Ja ich weiß komisches langes Wort in der Überschrift aber egal!
Es geht um folgendes: Hab hier im Forum ein Angebot einer Corsair H70 für 40€ bekommen. Dabei sind zwei Lüfter (xigmatek xlf-f1253) und jegliches Zubehör. Die Kühlung soll meinen 2500k auf niedrigen Temperaturen halten wurde aber schon 1 1/2 Jahre genutzt. Laut Corsair's Homepage gibt es 5 Jahre Garantie aber der Verkäufer hat die Rechnung nicht mehr. Was meint ihr? Zuschlagen oder nicht ? Wenn nein habt ihr dann noch Alternativen im Preissegment bis 70€ ?


----------



## FreezerX (8. Juli 2012)

*AW: Hilfe bei Kompaktkühlerentscheidung*

Wenn du Platz im Gehäuse hast, würde ich einen Thermalright HR-02 Macho nehmen.
Der kostet 35€, ist neu, hat damit Garantie und ist auch stark und leise.

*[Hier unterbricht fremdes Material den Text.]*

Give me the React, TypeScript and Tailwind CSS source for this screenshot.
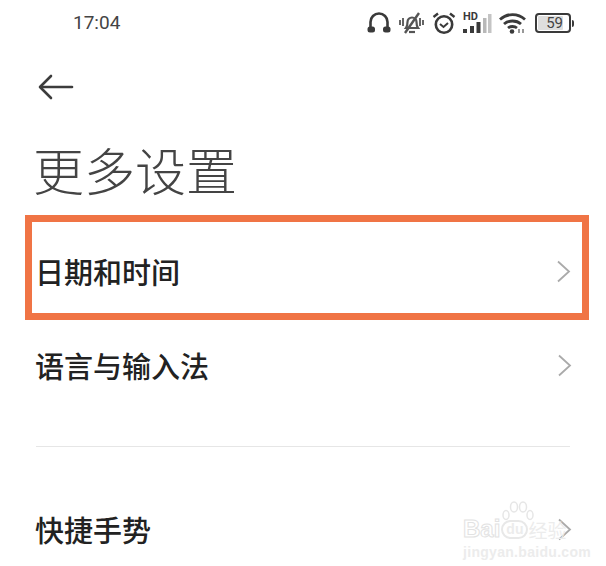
const cjk = { fontFamily: '"Noto Sans CJK SC", "Noto Sans", sans-serif' }
const roboto = { fontFamily: 'Roboto, sans-serif' }

function StatusIcons() {
  return (
    <div className="flex items-center text-[#3a3a3a]">
      {/* headphones */}
      <svg width="24" height="22" viewBox="0 0 24 22" fill="none" stroke="currentColor" className="mr-[7px]">
        <path d="M3.500 17V10a8.500 8.500 0 0 1 17 0v7" strokeWidth="2.600" />
        <rect x="0.500" y="14.500" width="7.500" height="6" rx="2.500" fill="currentColor" stroke="none" />
        <rect x="16" y="14.500" width="7.500" height="6" rx="2.500" fill="currentColor" stroke="none" />
      </svg>
      {/* muted bell */}
      <svg width="27" height="24" viewBox="0 0 27 24" fill="none" stroke="#555" strokeWidth="2.200" className="mr-[7px]">
        <path d="M8 17c1.500-2 1.500-4 1.500-6a4.500 4.500 0 0 1 9 0c0 2 0 4 1.500 6z" />
        <path d="M11 21h6" />
        <path d="M7 22 21 2" strokeWidth="2.400" />
        <path d="M2 9v5M5 7v8M22 7v8M25 9v5" strokeWidth="1.800" />
      </svg>
      {/* alarm */}
      <svg width="24" height="24" viewBox="0 0 24 24" fill="none" stroke="currentColor" className="mr-[6px]">
        <circle cx="12" cy="13.500" r="8.200" strokeWidth="2.600" />
        <path d="M8 13l3.500 3 4.500-4" strokeWidth="2" />
        <path d="M1.500 6 6 2.500M22.500 6 18 2.500" strokeWidth="2.400" />
      </svg>
      {/* signal */}
      <div className="relative mr-[7px] h-[24px] w-[30px]">
        <span className="absolute left-[1px] top-0 text-[11px] font-bold leading-[12px]" style={roboto}>HD</span>
        <svg width="30" height="24" viewBox="0 0 30 24" className="absolute left-0 top-0">
          <rect x="1" y="18" width="4" height="4" fill="currentColor" />
          <rect x="8" y="15" width="4" height="7" fill="currentColor" />
          <rect x="14.500" y="11" width="4" height="11" fill="currentColor" />
          <rect x="21" y="7" width="3.500" height="15" fill="#b8b8b8" />
          <rect x="26" y="3" width="3.500" height="19" fill="#c4c4c4" />
        </svg>
      </div>
      {/* wifi */}
      <svg width="27" height="22" viewBox="0 0 27 22" fill="none" stroke="currentColor" strokeWidth="2.800" className="mr-[9px]">
        <path d="M1 7.500c7-6.500 18-6.500 25 0" />
        <path d="M5 12c4.500-4 12.500-4 17 0" />
        <path d="M9 16c2.500-2 6.500-2 9 0" />
        <circle cx="13" cy="19.500" r="2.300" fill="currentColor" stroke="none" />
        <path d="M20 17v4M24 17v4" strokeWidth="1.500" stroke="#777" />
      </svg>
      {/* battery */}
      <div className="flex items-center">
        <div className="flex h-[20px] w-[36px] items-center rounded-[4px] border-2 border-[#3a3a3a] p-[1px]">
          <div className="flex h-full w-[25px] items-center justify-end rounded-[1px] bg-[#dedede] text-[15px] leading-none text-[#444]" style={roboto}>
            59
          </div>
        </div>
        <div className="ml-[1px] h-[7px] w-[2px] rounded-r-sm bg-[#3a3a3a]" />
      </div>
    </div>
  )
}

function Chevron() {
  return (
    <svg width="15" height="23" viewBox="0 0 15 23" fill="none" stroke="#aaa" strokeWidth="1.800">
      <path d="M2 1.500 13 11.500 2 21.500" />
    </svg>
  )
}

function Row({ label, className }: { label: string; className: string }) {
  return (
    <div className={`flex items-center justify-between ${className}`}>
      <span className="text-[29px] font-medium leading-[40px] text-[#222]" style={cjk}>{label}</span>
      <Chevron />
    </div>
  )
}

export default function App() {
  return (
    <div className="relative h-[566px] w-[606px] overflow-hidden bg-white">
      {/* Status bar */}
      <div className="flex items-center justify-between pl-[73px] pr-[32px] pt-[11px]">
        <span className="text-[19px] leading-[24px] text-[#444]" style={roboto}>17:04</span>
        <StatusIcons />
      </div>

      {/* Back arrow */}
      <div className="mt-[39px] pl-[38px]">
        <svg width="36" height="26" viewBox="0 0 36 26" fill="none" stroke="#3c3c3c" strokeWidth="2.600" strokeLinecap="round" strokeLinejoin="round">
          <path d="M34 13H3" />
          <path d="M13 2 2 13l11 11" />
        </svg>
      </div>

      {/* Title */}
      <h1 className="mt-[39px] pl-[33px] text-[51px] font-light leading-[60px] text-[#444]" style={cjk}>更多设置</h1>

      {/* Highlighted row */}
      <div className="ml-[25px] mr-[17px] mt-[16px] h-[105px] border-[7px] border-[#f07445] pl-[3px] pr-[11px] pt-[19px]">
        <Row label="日期和时间" className="h-[60px]" />
      </div>

      <div className="pl-[35px] pr-[34px]">
        <Row label="语言与输入法" className="mt-[24px] h-[42px]" />
        <div className="ml-[1px] mr-[2px] mt-[60px] h-px bg-[#e6e6e6]" />
        <Row label="快捷手势" className="mt-[62px] h-[40px]" />
      </div>

      {/* Baidu watermark */}
      <div className="absolute left-[463px] top-[501px] w-[112px] leading-none text-[#ececec]">
        <svg width="34" height="24" viewBox="0 0 34 24" fill="none" stroke="#e6e6e6" strokeWidth="1.500" className="ml-[38px]">
          <ellipse cx="5" cy="14" rx="3" ry="4.500" />
          <ellipse cx="13" cy="6" rx="3.500" ry="5" />
          <ellipse cx="22" cy="6" rx="3.500" ry="5" />
          <ellipse cx="29" cy="14" rx="3" ry="4.500" />
        </svg>
        <div className="-mt-[8px] flex items-center text-[24px] font-bold" style={{ fontFamily: '"Liberation Sans", "Noto Sans CJK SC", sans-serif' }}>
          <span className="text-transparent [-webkit-text-stroke:1px_#e2e2e2]">Bai</span>
          <span className="ml-[1px] rounded-full border-2 border-[#e8e8e8] px-[3px] pb-[1px] text-[14px]">du</span>
          <span className="text-[19px] font-normal" style={cjk}>经验</span>
        </div>
        <div className="mt-[4px] text-[14px] font-bold tracking-[0.3px]" style={{ fontFamily: '"Liberation Sans", sans-serif' }}>jingyan.baidu.com</div>
      </div>
    </div>
  )
}
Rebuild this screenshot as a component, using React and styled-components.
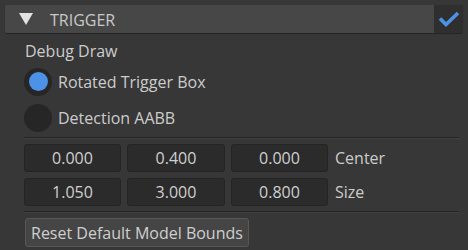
import React, { useState } from 'react';
import styled, { createGlobalStyle } from 'styled-components';

const GlobalStyle = createGlobalStyle`
  html, body {
    margin: 0;
    padding: 0;
    background: #373737;
  }
  body {
    font-family: "Open Sans", "Noto Sans", sans-serif;
    color: #cccccc;
  }
`;

const Panel = styled.div`
  width: 468px;
  height: 250px;
  box-sizing: border-box;
  padding: 5px 5px 0 5px;
  background: #373737;
`;

const Header = styled.div`
  display: flex;
  height: 28px;
  border-radius: 2px;
  overflow: hidden;
  box-shadow: 0 1px 1px rgba(0, 0, 0, 0.35);
`;

const HeaderBar = styled.div`
  flex: 1;
  display: flex;
  align-items: center;
  background: #474747;
  padding: 1px 0 0 14px;
  gap: 17px;
  font-size: 16px;
  color: #c9c9c9;

  svg {
    margin-top: -1px;
  }
`;

const Toggle = styled.div`
  width: 29px;
  display: flex;
  align-items: center;
  justify-content: center;
  background: #2f2f2f;
`;

const Body = styled.div`
  display: flex;
  flex-direction: column;
  padding: 0 4px 0 19px;
  font-size: 16px;
`;

const Caption = styled.div`
  height: 34px;
  display: flex;
  align-items: center;
  padding: 2px 0 0 1px;
  box-sizing: border-box;
`;

const Radios = styled.div`
  display: flex;
  flex-direction: column;
  gap: 7px;
`;

const RadioRow = styled.label`
  display: flex;
  align-items: center;
  gap: 6px;
  height: 29px;
  cursor: pointer;
`;

const RadioDot = styled.span`
  width: 28px;
  height: 28px;
  border-radius: 50%;
  background: #262626;
  display: flex;
  align-items: center;
  justify-content: center;

  &::after {
    content: '';
    width: 19px;
    height: 19px;
    border-radius: 50%;
    background: ${(p) => (p.$on ? '#4c92e6' : 'transparent')};
  }
`;

const Divider = styled.div`
  height: 1px;
  background: #252525;
  border-bottom: 1px solid #404040;
  margin: ${(p) => p.$m};
`;

const Grid = styled.div`
  display: grid;
  grid-template-columns: 97px 98px 97px auto;
  column-gap: 6px;
  row-gap: 6px;
  align-items: center;
`;

const Field = styled.div`
  height: 28px;
  box-sizing: border-box;
  border-radius: 3px;
  background: #2b2b2b;
  border: 1px solid #242424;
  display: flex;
  align-items: center;
  justify-content: center;
  color: #cfcfcf;
`;

const FieldLabel = styled.div`
  padding-left: 1px;
`;

const Button = styled.button`
  align-self: flex-start;
  height: 29px;
  padding: 0 5px;
  margin-left: 1px;
  border-radius: 3px;
  border: 1px solid #575757;
  background: #454545;
  color: #cfcfcf;
  font-family: inherit;
  font-size: 16px;
`;

function Triangle() {
  return (
    <svg width="14" height="12" viewBox="0 0 14 12">
      <path d="M0 0 H14 L7 12 Z" fill="#e2e2e2" />
    </svg>
  );
}

function Check() {
  return (
    <svg width="22" height="16" viewBox="0 0 22 16">
      <path d="M2 7.5 L8 13.5 L20 2" fill="none" stroke="#4c92e6" strokeWidth="3.6" />
    </svg>
  );
}

const rows = [
  { values: ['0.000', '0.400', '0.000'], label: 'Center' },
  { values: ['1.050', '3.000', '0.800'], label: 'Size' },
];

export default function App() {
  const [mode, setMode] = useState(0);
  return (
    <Panel>
      <GlobalStyle />
      <Header>
        <HeaderBar>
          <Triangle />
          TRIGGER
        </HeaderBar>
        <Toggle>
          <Check />
        </Toggle>
      </Header>
      <Body>
        <Caption>Debug Draw</Caption>
        <Radios>
          {['Rotated Trigger Box', 'Detection AABB'].map((t, i) => (
            <RadioRow key={t} onClick={() => setMode(i)}>
              <RadioDot $on={mode === i} />
              {t}
            </RadioRow>
          ))}
        </Radios>
        <Divider $m="5px 0 5px 0" />
        <Grid>
          {rows.map((r) => (
            <React.Fragment key={r.label}>
              {r.values.map((v, i) => (
                <Field key={i}>{v}</Field>
              ))}
              <FieldLabel>{r.label}</FieldLabel>
            </React.Fragment>
          ))}
        </Grid>
        <Divider $m="5px 0 5px 0" />
        <Button type="button">Reset Default Model Bounds</Button>
      </Body>
    </Panel>
  );
}
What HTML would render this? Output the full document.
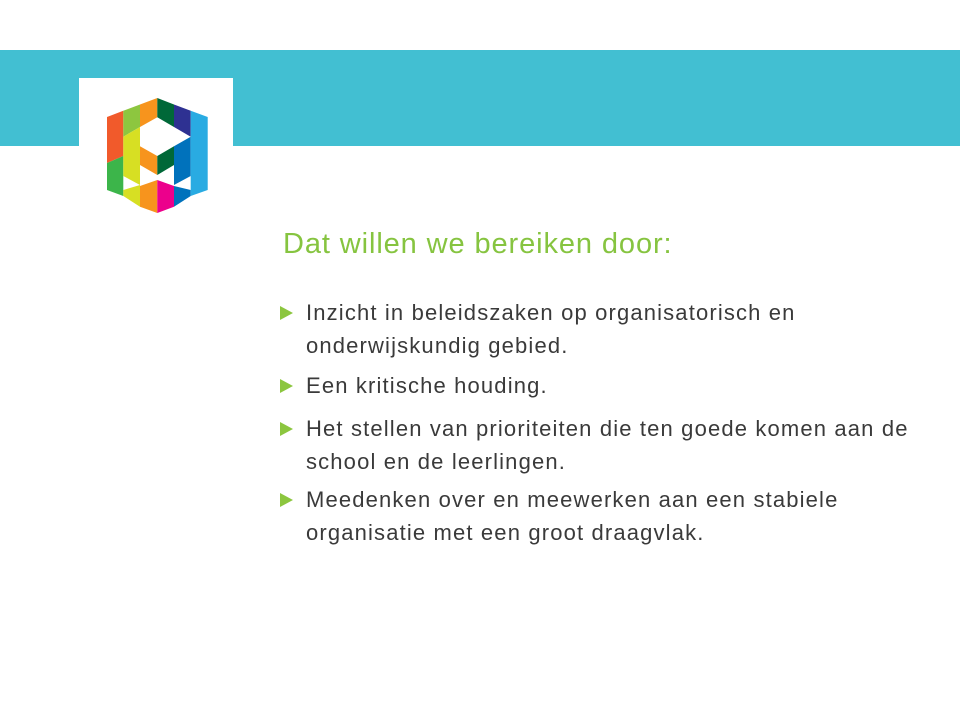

Wenn dein Gehäuse nicht breit genug ist, empfehle ich einen be quiet! TopFlow SR1. 

Beide Kühler schaffen sicher 4,4GHz und sind im Idle und bei mäßiger Last sehr leise.


----------



## RainbowCrash (8. Juli 2012)

*AW: Hilfe bei Kompaktkühlerentscheidung*

Wenn du ne Kompaktwakü willst und nicht genug Platz im Gehäuse für nen Macho o.ä. hast würd ich auf jeden Fall zuschlagen 
Hab selber ne ~1 Jahr alte H70 mit 2 NB PLPS, Restzubehör und den Corsair-Lüftern für 60€ hier im Board gekauft.


----------



## turbosnake (8. Juli 2012)

*AW: Hilfe bei Kompaktkühlerentscheidung*

Das gehört afiak in diesen Thread:http://extreme.pcgameshardware.de/w...hlungen-corsair-h-0-antec-h20-coolit-eco.html.

Nur in ultraflachen PC zu empfhelen sonst einen guten Lukü.


----------



## hambam (8. Juli 2012)

Hab den ausgesucht, weil ich leider keinen Low Profile Corsair Vengeance Ram hab...


----------



## Uter (8. Juli 2012)

*AW: Hilfe bei Kompaktkühlerentscheidung*



turbosnake schrieb:


> Das gehört afiak in diesen Thread:http://extreme.pcgameshardware.de/w...hlungen-corsair-h-0-antec-h20-coolit-eco.html.


 Genau. 

-CLOSED-


----------